Best Quote: “When I look back on my childhood I wonder how I survived at all. It was, of course, a miserable childhood: the happy childhood is hardly worth your while. Worse than the ordinary miserable childhood is the miserable Irish childhood, and worse yet is the miserable Irish Catholic childhood.”
A Suitable Boy, by Vikram Seth
One of the longest novels ever written, A Suitable Boy follows four families over the course of 18 months, focussing on Mrs Rupa Mehra’s efforts to arrange the marriage of her youngest daughter to a “suitable boy”. A colourful backdrop set in India in the 1950s, the books explores many themes including family relationships, and is primarily a book about people and their relationships with others.

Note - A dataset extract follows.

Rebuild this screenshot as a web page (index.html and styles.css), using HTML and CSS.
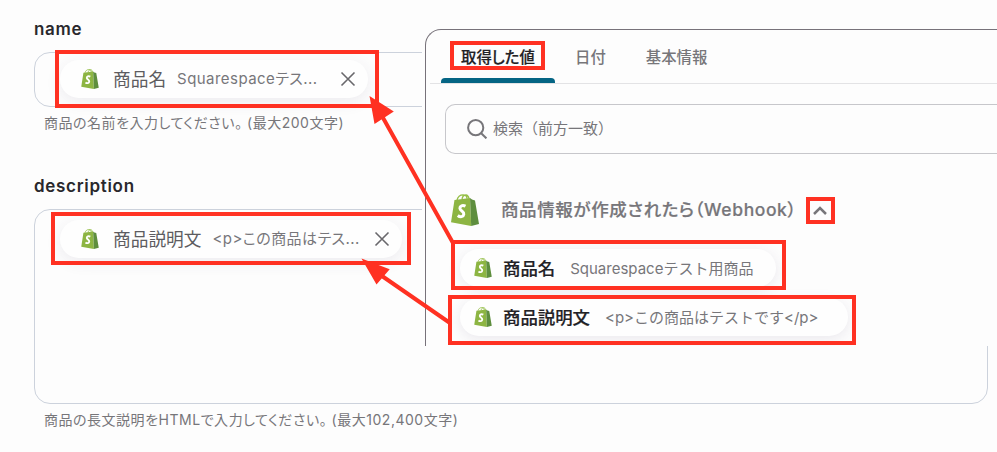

Best Quote: “Man without life companion is either god or beast.”
Frankenstein, by Mary Shelley
Probably not what you expected from a list of books exploring the concept of families, but Shelley’s 1818 classic gothic masterpiece, Frankenstein, expresses themes and concepts relating to family intimacy and the politics of relationships, including the effect that alienation has on those excluded from family structures. Frankenstein’s monster is rejected by his creator, his de-facto father, and this rejection culminates in loneliness and eventually the desire for revenge. All in all, the novel explores the importance of family ties to an individual’s life, and leaves the reader considering whether the monstrous side of Frankenstein’s creation was actually due to Frankenstein rejecting his son/creation.
Best Quote: “Accursed creator! Why did you form a monster so hideous that even you turned from me in disgust? God, in pity, made man beautiful and alluring, after his own image; but my form is a filthy type of yours, more horrid even from the very resemblance. Satan had his companions, fellow devils, to admire and encourage him, but I am solitary and abhorred.”